Main | Wednesday, July 02, 2014

BREAKING: Colorado Asks Federal Court To Declare Marriage Ban Unconstitutional

Last week the Tenth Circuit Court of Appeals upheld the overturn of Utah's ban on same-sex marriage. In Colorado, the Boulder County Clerk immediately began issuing same-sex marriage licenses, declaring that in her opinion, the Tenth Circuit's ruling was binding in her state. And yesterday, six gay couples filed another marriage suit in Denver. In response to the new suit and in order to stop the issuing of licenses in Boulder County, tonight Colorado Gov. John Hickenlooper and state Attorney General John Suthers (left) asked a federal district court to declare the state's marriage ban unconstitutional and issue a stay on that ruling until the Supreme Court weighs in on the Utah case. Fascinating, yes? Complicated? Yes!
Suthers' office said he wants to resolve the question of gay marriage and avoid costly litigation. But while Hickenlooper and Suthers agree there should be an injunction and stay, they still disagree on same-sex marriage. Hickenlooper said he believes last week's federal appeals court decision against Utah's gay marriage ban was correct. Suthers does not, according to his court filing. In a statement, Hickenlooper called the filing for an injunction "an important step that gets all Coloradans closer to receiving the same legal rights and opportunities." "We understand there is frustration with the lengthy judicial process, but waiting until the legal process is finished will ensure that marriage licenses issued to same sex couples are not clouded by uncertainty," the statement continued. "We hope the U.S. Supreme Court will take this matter up quickly. Equality for everyone can't come soon enough." Gay-rights activists applauded the signal from Suthers and the governor that Colorado's ban on same-sex unions won't stand. But they argued that the marriage prohibition should be lifted immediately.
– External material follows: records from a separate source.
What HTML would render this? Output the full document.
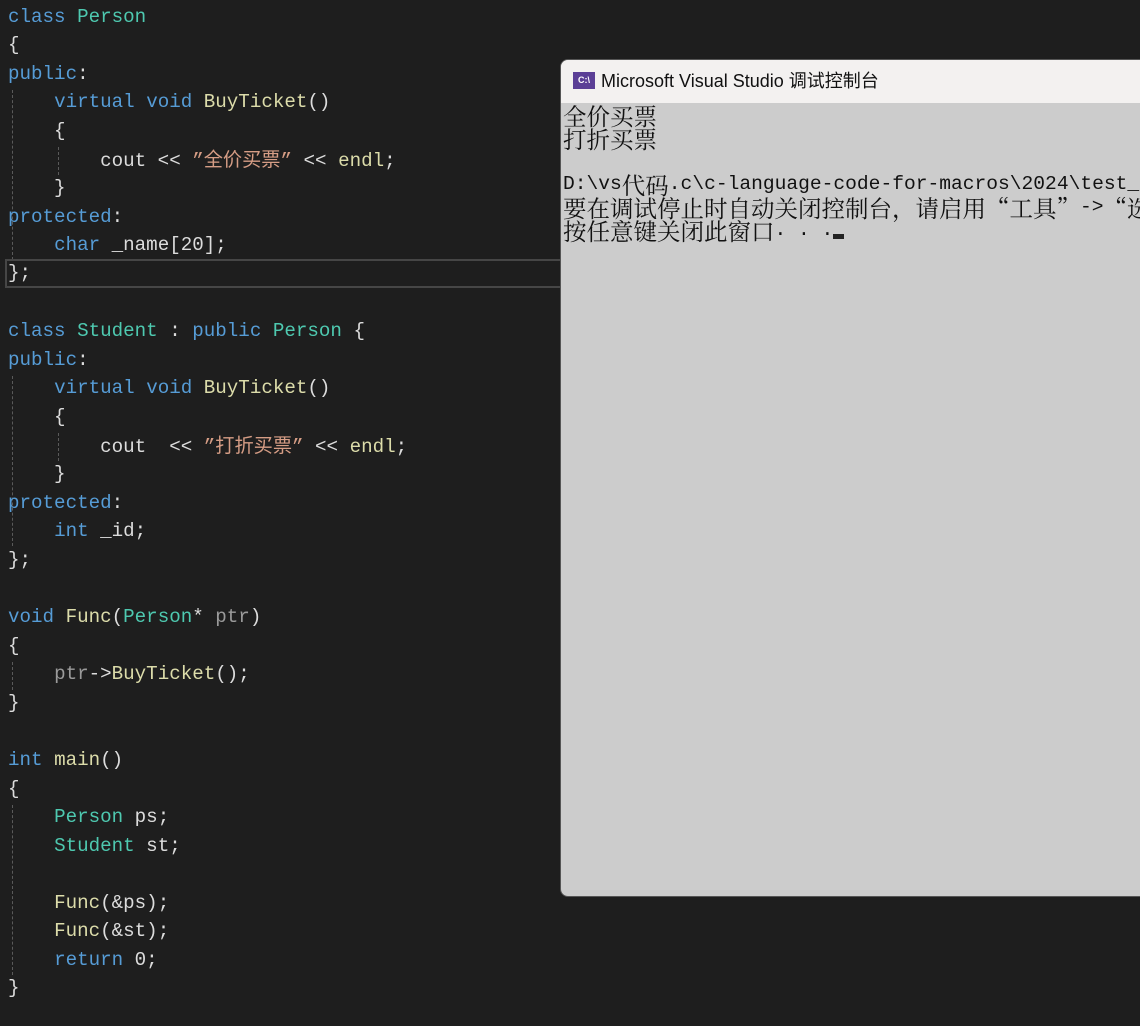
<!DOCTYPE html>
<html><head><meta charset="utf-8"><style>
body{margin:0;width:1140px;height:1026px;background:#1e1e1e;overflow:hidden;position:relative}
.l{position:absolute;left:8px;height:28px;line-height:28px;white-space:pre;font:19.2px "Liberation Mono","Noto Sans CJK SC",monospace;color:#dcdcdc}
.k{color:#569cd6}.t{color:#4ec9b0}.f{color:#dcdcaa}.s{color:#d69d85}.p{color:#9a9a9a}.b{color:#dcdcdc}
.g{position:absolute;width:0;border-left:1px dashed #5a5a5a}
#win{position:absolute;left:560px;top:59px;width:600px;height:836px;border:1px solid #555;border-radius:8px;overflow:hidden;background:#cccccc}
#tb{height:43px;background:#f3f1f0;font:18px "Liberation Sans","Noto Sans CJK SC",sans-serif;color:#111;line-height:43px;padding-left:40px;position:relative}
#ic{position:absolute;left:12px;top:12px;width:22px;height:17px;background:#5b3f96;color:#fff;font:bold 9px "Liberation Sans",sans-serif;line-height:17px;text-align:center}
#con{padding:1px 0 0 2px;font:19.6px "Liberation Mono","Noto Serif CJK SC",monospace;color:#111;white-space:pre}
#con div{height:23px;line-height:23px}
.c{font:23.5px "Noto Serif CJK SC",serif;display:inline-block;height:23px;line-height:23px;vertical-align:top}
.m{display:inline-block;vertical-align:top}
</style></head><body>
<div class="g" style="left:12px;top:90px;height:170px"></div>
<div class="g" style="left:58px;top:147px;height:28px"></div>
<div class="g" style="left:12px;top:376px;height:170px"></div>
<div class="g" style="left:58px;top:433px;height:28px"></div>
<div class="g" style="left:12px;top:662px;height:28px"></div>
<div class="g" style="left:12px;top:805px;height:170px"></div>
<div style="position:absolute;left:5px;top:259px;width:1200px;height:25px;border:2px solid #464646"></div>
<div class="l" style="top:6px"><span class="k">class</span> <span class="t">Person</span></div>
<div class="l" style="top:34px">{</div>
<div class="l" style="top:63px"><span class="k">public</span>:</div>
<div class="l" style="top:91px">    <span class="k">virtual</span> <span class="k">void</span> <span class="f">BuyTicket</span>()</div>
<div class="l" style="top:120px">    {</div>
<div class="l" style="top:144px">        cout &lt;&lt; <span class="s">”全价买票”</span> &lt;&lt; <span class="f">endl</span>;</div>
<div class="l" style="top:177px">    }</div>
<div class="l" style="top:206px"><span class="k">protected</span>:</div>
<div class="l" style="top:234px">    <span class="k">char</span> _name[20];</div>
<div class="l" style="top:262px">};</div>
<div class="l" style="top:320px"><span class="k">class</span> <span class="t">Student</span> : <span class="k">public</span> <span class="t">Person</span> {</div>
<div class="l" style="top:349px"><span class="k">public</span>:</div>
<div class="l" style="top:377px">    <span class="k">virtual</span> <span class="k">void</span> <span class="f">BuyTicket</span>()</div>
<div class="l" style="top:406px">    {</div>
<div class="l" style="top:430px">        cout  &lt;&lt; <span class="s">”打折买票”</span> &lt;&lt; <span class="f">endl</span>;</div>
<div class="l" style="top:463px">    }</div>
<div class="l" style="top:492px"><span class="k">protected</span>:</div>
<div class="l" style="top:520px">    <span class="k">int</span> _id;</div>
<div class="l" style="top:549px">};</div>
<div class="l" style="top:606px"><span class="k">void</span> <span class="f">Func</span>(<span class="t">Person</span>* <span class="p">ptr</span>)</div>
<div class="l" style="top:635px">{</div>
<div class="l" style="top:663px">    <span class="p">ptr</span>-&gt;<span class="f">BuyTicket</span>();</div>
<div class="l" style="top:692px">}</div>
<div class="l" style="top:749px"><span class="k">int</span> <span class="f">main</span>()</div>
<div class="l" style="top:778px">{</div>
<div class="l" style="top:806px">    <span class="t">Person</span> ps;</div>
<div class="l" style="top:835px">    <span class="t">Student</span> st;</div>
<div class="l" style="top:892px">    <span class="f">Func</span>(&amp;ps);</div>
<div class="l" style="top:920px">    <span class="f">Func</span>(&amp;st);</div>
<div class="l" style="top:949px">    <span class="k">return</span> 0;</div>
<div class="l" style="top:977px">}</div>
<div id="win"><div id="tb"><div id="ic">C:\</div>Microsoft Visual Studio 调试控制台</div>
<div id="con"><div><span class="c">全价买票</span></div><div><span class="c">打折买票</span></div><div></div><div><span class="m">D:\vs</span><span class="c">代码</span><span class="m">.c\c-language-code-for-macros\2024\test_1\x64\Debug</span></div><div><span class="c">要在调试停止时自动关闭控制台，请启用“工具”</span><span class="m">-&gt;</span><span class="c">“选项”</span></div><div><span class="c">按任意键关闭此窗口</span><span class="m">. . .</span><span style="display:inline-block;width:11px;height:5px;background:#222;margin-top:15px;vertical-align:top"></span></div></div></div>
</body></html>
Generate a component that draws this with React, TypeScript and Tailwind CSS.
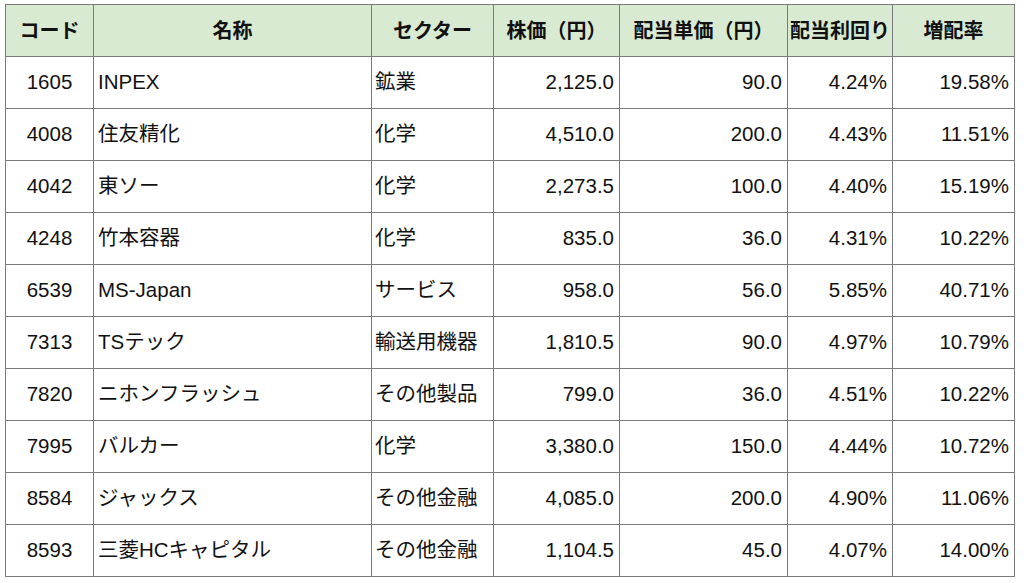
const COLUMNS = [
  { label: 'コード', width: 88 },
  { label: '名称', width: 278 },
  { label: 'セクター', width: 122 },
  { label: '株価（円）', width: 126 },
  { label: '配当単価（円）', width: 168 },
  { label: '配当利回り', width: 105 },
  { label: '増配率', width: 122 },
];

const ROWS: [string, string, string, string, string, string, string][] = [
  ['1605', 'INPEX', '鉱業', '2,125.0', '90.0', '4.24%', '19.58%'],
  ['4008', '住友精化', '化学', '4,510.0', '200.0', '4.43%', '11.51%'],
  ['4042', '東ソー', '化学', '2,273.5', '100.0', '4.40%', '15.19%'],
  ['4248', '竹本容器', '化学', '835.0', '36.0', '4.31%', '10.22%'],
  ['6539', 'MS-Japan', 'サービス', '958.0', '56.0', '5.85%', '40.71%'],
  ['7313', 'TSテック', '輸送用機器', '1,810.5', '90.0', '4.97%', '10.79%'],
  ['7820', 'ニホンフラッシュ', 'その他製品', '799.0', '36.0', '4.51%', '10.22%'],
  ['7995', 'バルカー', '化学', '3,380.0', '150.0', '4.44%', '10.72%'],
  ['8584', 'ジャックス', 'その他金融', '4,085.0', '200.0', '4.90%', '11.06%'],
  ['8593', '三菱HCキャピタル', 'その他金融', '1,104.5', '45.0', '4.07%', '14.00%'],
];

const cell = 'border border-[#7a7a7a] h-[52px] p-0 leading-none whitespace-nowrap';

export default function App() {
  return (
    <div
      className="w-[1024px] h-[583px] bg-white pl-[5px] pt-[4px] text-[#111]"
      style={{ fontFamily: '"Liberation Sans", "Noto Sans CJK JP", sans-serif' }}
    >
      <table className="table-fixed border-collapse w-[1009px] text-[20.5px]">
        <colgroup>
          {COLUMNS.map((c) => (
            <col key={c.label} style={{ width: c.width }} />
          ))}
        </colgroup>
        <thead>
          <tr className="bg-[#d9ead3]">
            {COLUMNS.map((c) => (
              <th key={c.label} className={`${cell} font-bold text-center text-[20px]`}>
                {c.label}
              </th>
            ))}
          </tr>
        </thead>
        <tbody>
          {ROWS.map((r) => (
            <tr key={r[0]}>
              <td className={`${cell} text-center`}>{r[0]}</td>
              <td className={`${cell} text-left pl-[4px]`}>{r[1]}</td>
              <td className={`${cell} text-left pl-[3px]`}>{r[2]}</td>
              <td className={`${cell} text-right pr-[5px]`}>{r[3]}</td>
              <td className={`${cell} text-right pr-[5px]`}>{r[4]}</td>
              <td className={`${cell} text-right pr-[5px]`}>{r[5]}</td>
              <td className={`${cell} text-right pr-[5px]`}>{r[6]}</td>
            </tr>
          ))}
        </tbody>
      </table>
    </div>
  );
}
Here's Chris Geidner's take on the situation at Buzzfeed:
The newly filed lawsuit could thus reach a quick, although indefinite, resolution. The move, though, also is Suthers’s best way of seeking a clear legal basis for stopping Boulder County Clerk Hillary Hall from issuing marriage licenses to same-sex couples — something she has been doing for the past week. Hickenlooper and Suthers disagree about whether the 10th Circuit Court of Appeals was correct in striking down Utah’s similar ban last week. In the Wednesday filing in federal court, though, they both agree to a ruling from the trial court that the appellate ruling in the Utah case means that Colorado’s ban also is unconstitutional. “[T]he Defendants do not oppose the entry of a preliminary injunctive relief in favor of the Plaintiffs based on their constitutional claims at this time,” Suthers wrote, adding, however, that they wish for that injunction “to be stayed pending until all final appeals in the [Utah] case are resolved.”
More from the Denver Post:
The AG's office also said it would file a similar motion in an ongoing lawsuit in Adams County involving couples from both Adams and Denver. In that case, nine couples have filed a lawsuit asking a judge to overturn the state's voter-approved ban on gay marriage. A stay in that case would essentially stop the judge from issuing a ruling. Ralph Ogden, who represents one of the couples in the Adams County lawsuit, said Suthers' requests for a stay was an effort to delay a resolution on the issue. "He (Suthers) is not conceding anything," Ogden said. If the case is allowed to move forward, Ogden said he expected a ruling from the Colorado Supreme Court by early next year. Waiting for a decision from the U.S. Supreme Court could take up to two years, he said.